▸ **Written instruction**: Transcribe the material verbatim in full; the pictures do not belong in the copy.

▸ **Information supplied**:
══════
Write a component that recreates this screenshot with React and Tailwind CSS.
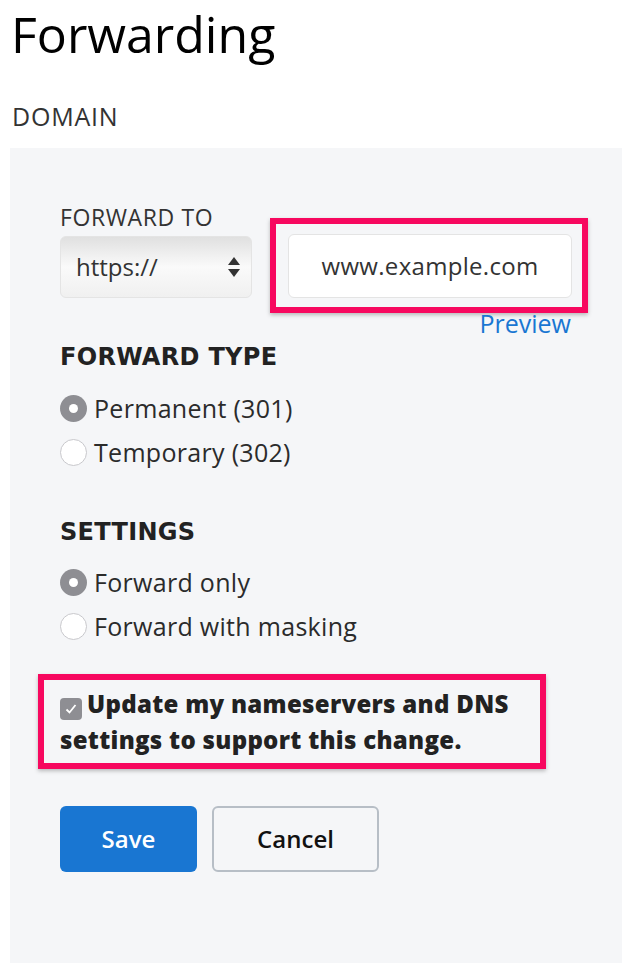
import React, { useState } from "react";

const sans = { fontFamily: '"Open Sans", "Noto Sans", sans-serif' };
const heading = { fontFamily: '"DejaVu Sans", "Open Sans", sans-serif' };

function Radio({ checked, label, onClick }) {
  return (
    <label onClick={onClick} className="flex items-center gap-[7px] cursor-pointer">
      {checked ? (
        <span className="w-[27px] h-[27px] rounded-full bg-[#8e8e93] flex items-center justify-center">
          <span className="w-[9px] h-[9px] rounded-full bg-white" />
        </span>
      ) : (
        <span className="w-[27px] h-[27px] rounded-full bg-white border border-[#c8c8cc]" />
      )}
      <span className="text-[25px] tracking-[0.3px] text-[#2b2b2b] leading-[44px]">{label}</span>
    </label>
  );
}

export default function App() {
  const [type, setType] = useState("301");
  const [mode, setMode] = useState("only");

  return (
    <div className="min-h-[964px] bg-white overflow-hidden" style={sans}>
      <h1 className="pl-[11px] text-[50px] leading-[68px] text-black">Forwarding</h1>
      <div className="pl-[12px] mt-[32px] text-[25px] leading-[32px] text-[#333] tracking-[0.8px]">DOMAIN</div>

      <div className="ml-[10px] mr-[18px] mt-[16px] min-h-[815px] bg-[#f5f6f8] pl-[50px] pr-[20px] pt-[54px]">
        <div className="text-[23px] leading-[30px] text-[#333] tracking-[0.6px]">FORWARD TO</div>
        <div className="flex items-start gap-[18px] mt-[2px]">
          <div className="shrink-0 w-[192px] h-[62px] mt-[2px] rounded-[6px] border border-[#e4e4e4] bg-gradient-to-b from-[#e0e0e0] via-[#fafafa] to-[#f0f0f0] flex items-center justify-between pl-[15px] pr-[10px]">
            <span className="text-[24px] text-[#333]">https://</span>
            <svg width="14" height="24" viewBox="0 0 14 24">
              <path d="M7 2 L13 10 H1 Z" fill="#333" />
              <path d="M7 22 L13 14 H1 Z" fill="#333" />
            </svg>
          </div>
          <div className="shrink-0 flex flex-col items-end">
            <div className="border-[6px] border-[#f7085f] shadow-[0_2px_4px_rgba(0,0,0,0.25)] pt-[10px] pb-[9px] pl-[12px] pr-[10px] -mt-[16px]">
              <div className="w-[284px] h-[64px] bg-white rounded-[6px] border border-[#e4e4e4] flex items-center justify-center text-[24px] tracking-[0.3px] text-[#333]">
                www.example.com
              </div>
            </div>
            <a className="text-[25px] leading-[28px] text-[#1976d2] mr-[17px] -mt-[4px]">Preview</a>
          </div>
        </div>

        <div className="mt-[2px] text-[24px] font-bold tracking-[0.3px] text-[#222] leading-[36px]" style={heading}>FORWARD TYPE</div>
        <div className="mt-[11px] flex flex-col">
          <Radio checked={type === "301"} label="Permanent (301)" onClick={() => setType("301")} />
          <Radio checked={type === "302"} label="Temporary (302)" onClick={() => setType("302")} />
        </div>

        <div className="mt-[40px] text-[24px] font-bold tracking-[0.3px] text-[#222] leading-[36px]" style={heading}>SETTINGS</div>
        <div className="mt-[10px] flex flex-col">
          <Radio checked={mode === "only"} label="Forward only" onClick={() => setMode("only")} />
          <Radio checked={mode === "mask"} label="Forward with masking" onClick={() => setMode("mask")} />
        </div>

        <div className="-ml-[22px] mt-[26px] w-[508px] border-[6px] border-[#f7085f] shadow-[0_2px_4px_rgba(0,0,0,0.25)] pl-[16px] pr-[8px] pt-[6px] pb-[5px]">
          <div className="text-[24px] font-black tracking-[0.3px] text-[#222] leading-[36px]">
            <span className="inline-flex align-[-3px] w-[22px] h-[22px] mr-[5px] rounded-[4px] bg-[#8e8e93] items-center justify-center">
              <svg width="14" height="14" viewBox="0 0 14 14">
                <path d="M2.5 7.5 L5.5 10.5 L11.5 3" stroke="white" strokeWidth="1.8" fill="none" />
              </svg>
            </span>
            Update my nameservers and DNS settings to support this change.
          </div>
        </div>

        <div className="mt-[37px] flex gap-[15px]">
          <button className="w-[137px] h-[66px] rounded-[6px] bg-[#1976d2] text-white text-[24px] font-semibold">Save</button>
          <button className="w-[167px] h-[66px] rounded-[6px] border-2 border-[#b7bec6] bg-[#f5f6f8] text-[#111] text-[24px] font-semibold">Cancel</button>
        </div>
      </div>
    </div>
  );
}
══════
▸ **Response to this exercise**:
Write a component that recreates this screenshot with React and Tailwind CSS.
import React, { useState } from "react";

const sans = { fontFamily: '"Open Sans", "Noto Sans", sans-serif' };
const heading = { fontFamily: '"DejaVu Sans", "Open Sans", sans-serif' };

function Radio({ checked, label, onClick }) {
  return (
    <label onClick={onClick} className="flex items-center gap-[7px] cursor-pointer">
      {checked ? (
        <span className="w-[27px] h-[27px] rounded-full bg-[#8e8e93] flex items-center justify-center">
          <span className="w-[9px] h-[9px] rounded-full bg-white" />
        </span>
      ) : (
        <span className="w-[27px] h-[27px] rounded-full bg-white border border-[#c8c8cc]" />
      )}
      <span className="text-[25px] tracking-[0.3px] text-[#2b2b2b] leading-[44px]">{label}</span>
    </label>
  );
}

export default function App() {
  const [type, setType] = useState("301");
  const [mode, setMode] = useState("only");

  return (
    <div className="min-h-[964px] bg-white overflow-hidden" style={sans}>
      <h1 className="pl-[11px] text-[50px] leading-[68px] text-black">Forwarding</h1>
      <div className="pl-[12px] mt-[32px] text-[25px] leading-[32px] text-[#333] tracking-[0.8px]">DOMAIN</div>

      <div className="ml-[10px] mr-[18px] mt-[16px] min-h-[815px] bg-[#f5f6f8] pl-[50px] pr-[20px] pt-[54px]">
        <div className="text-[23px] leading-[30px] text-[#333] tracking-[0.6px]">FORWARD TO</div>
        <div className="flex items-start gap-[18px] mt-[2px]">
          <div className="shrink-0 w-[192px] h-[62px] mt-[2px] rounded-[6px] border border-[#e4e4e4] bg-gradient-to-b from-[#e0e0e0] via-[#fafafa] to-[#f0f0f0] flex items-center justify-between pl-[15px] pr-[10px]">
            <span className="text-[24px] text-[#333]">https://</span>
            <svg width="14" height="24" viewBox="0 0 14 24">
              <path d="M7 2 L13 10 H1 Z" fill="#333" />
              <path d="M7 22 L13 14 H1 Z" fill="#333" />
            </svg>
          </div>
          <div className="shrink-0 flex flex-col items-end">
            <div className="border-[6px] border-[#f7085f] shadow-[0_2px_4px_rgba(0,0,0,0.25)] pt-[10px] pb-[9px] pl-[12px] pr-[10px] -mt-[16px]">
              <div className="w-[284px] h-[64px] bg-white rounded-[6px] border border-[#e4e4e4] flex items-center justify-center text-[24px] tracking-[0.3px] text-[#333]">
                www.example.com
              </div>
            </div>
            <a className="text-[25px] leading-[28px] text-[#1976d2] mr-[17px] -mt-[4px]">Preview</a>
          </div>
        </div>

        <div className="mt-[2px] text-[24px] font-bold tracking-[0.3px] text-[#222] leading-[36px]" style={heading}>FORWARD TYPE</div>
        <div className="mt-[11px] flex flex-col">
          <Radio checked={type === "301"} label="Permanent (301)" onClick={() => setType("301")} />
          <Radio checked={type === "302"} label="Temporary (302)" onClick={() => setType("302")} />
        </div>

        <div className="mt-[40px] text-[24px] font-bold tracking-[0.3px] text-[#222] leading-[36px]" style={heading}>SETTINGS</div>
        <div className="mt-[10px] flex flex-col">
          <Radio checked={mode === "only"} label="Forward only" onClick={() => setMode("only")} />
          <Radio checked={mode === "mask"} label="Forward with masking" onClick={() => setMode("mask")} />
        </div>

        <div className="-ml-[22px] mt-[26px] w-[508px] border-[6px] border-[#f7085f] shadow-[0_2px_4px_rgba(0,0,0,0.25)] pl-[16px] pr-[8px] pt-[6px] pb-[5px]">
          <div className="text-[24px] font-black tracking-[0.3px] text-[#222] leading-[36px]">
            <span className="inline-flex align-[-3px] w-[22px] h-[22px] mr-[5px] rounded-[4px] bg-[#8e8e93] items-center justify-center">
              <svg width="14" height="14" viewBox="0 0 14 14">
                <path d="M2.5 7.5 L5.5 10.5 L11.5 3" stroke="white" strokeWidth="1.8" fill="none" />
              </svg>
            </span>
            Update my nameservers and DNS settings to support this change.
          </div>
        </div>

        <div className="mt-[37px] flex gap-[15px]">
          <button className="w-[137px] h-[66px] rounded-[6px] bg-[#1976d2] text-white text-[24px] font-semibold">Save</button>
          <button className="w-[167px] h-[66px] rounded-[6px] border-2 border-[#b7bec6] bg-[#f5f6f8] text-[#111] text-[24px] font-semibold">Cancel</button>
        </div>
      </div>
    </div>
  );
}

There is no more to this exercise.